- Your task
Select, from the data, each line where "styled" occurs.

- Available data
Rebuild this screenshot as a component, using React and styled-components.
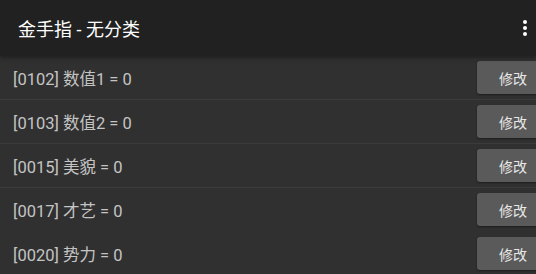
import React from "react";
import styled, { createGlobalStyle } from "styled-components";

const GlobalStyle = createGlobalStyle`
  html, body {
    margin: 0;
    padding: 0;
    background: #303030;
  }
  body {
    font-family: Roboto, "Noto Sans CJK SC", sans-serif;
    overflow: hidden;
  }
`;

const cheats = [
  { id: "0102", name: "数值1", value: 0, divider: true },
  { id: "0103", name: "数值2", value: 0, divider: true },
  { id: "0015", name: "美貌", value: 0, divider: true },
  { id: "0017", name: "才艺", value: 0, divider: false },
  { id: "0020", name: "势力", value: 0, divider: false },
];

function App() {
  return (
    <Page>
      <GlobalStyle />
      <Toolbar>
        <Title>金手指 - 无分类</Title>
        <MenuButton aria-label="更多">
          <svg width="4" height="16" viewBox="0 0 4 16">
            <circle cx="2" cy="2" r="2" fill="#fff" />
            <circle cx="2" cy="8" r="2" fill="#fff" />
            <circle cx="2" cy="14" r="2" fill="#fff" />
          </svg>
        </MenuButton>
      </Toolbar>
      <List>
        {cheats.map((c) => (
          <Row key={c.id} divider={c.divider}>
            <Label>[{c.id}] {c.name} = {c.value}</Label>
            <EditButton>修改</EditButton>
          </Row>
        ))}
      </List>
    </Page>
  );
}

const Page = styled.div`
  width: 536px;
  height: 274px;
  background: #303030;
  overflow: hidden;
`;

const Toolbar = styled.div`
  height: 56px;
  background: #212121;
  display: flex;
  align-items: center;
  justify-content: space-between;
  padding: 0 9px 0 18px;
  box-sizing: border-box;
  box-shadow: 0 2px 4px rgba(0, 0, 0, 0.35);
  position: relative;
  z-index: 1;
`;

const Title = styled.div`
  color: #ffffff;
  font-size: 18px;
  font-weight: 400;
`;

const MenuButton = styled.div`
  display: flex;
  align-items: center;
  height: 16px;
  padding: 0;
  margin-top: -1px;
`;

const List = styled.div`
  display: flex;
  flex-direction: column;
`;

const Row = styled.div`
  height: 44px;
  display: flex;
  align-items: center;
  justify-content: space-between;
  padding-left: 13px;
  box-sizing: border-box;
  border-bottom: 1px solid ${(p) => (p.divider ? "#3b3b3b" : "transparent")};
`;

const Label = styled.div`
  color: #c4c4c4;
  font-size: 16.5px;
`;

const EditButton = styled.div`
  width: 72px;
  height: 33px;
  margin-right: -13px;
  background: #5a5a5a;
  border-radius: 3px;
  color: #e8e8e8;
  font-size: 14px;
  display: flex;
  align-items: center;
  justify-content: center;
  box-shadow: 0 1px 2px rgba(0, 0, 0, 0.4);
`;

export default App;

- Answer below
Rebuild this screenshot as a component, using React and styled-components.
import styled, { createGlobalStyle } from "styled-components";
const Page = styled.div`
const Toolbar = styled.div`
const Title = styled.div`
const MenuButton = styled.div`
const List = styled.div`
const Row = styled.div`
const Label = styled.div`
const EditButton = styled.div`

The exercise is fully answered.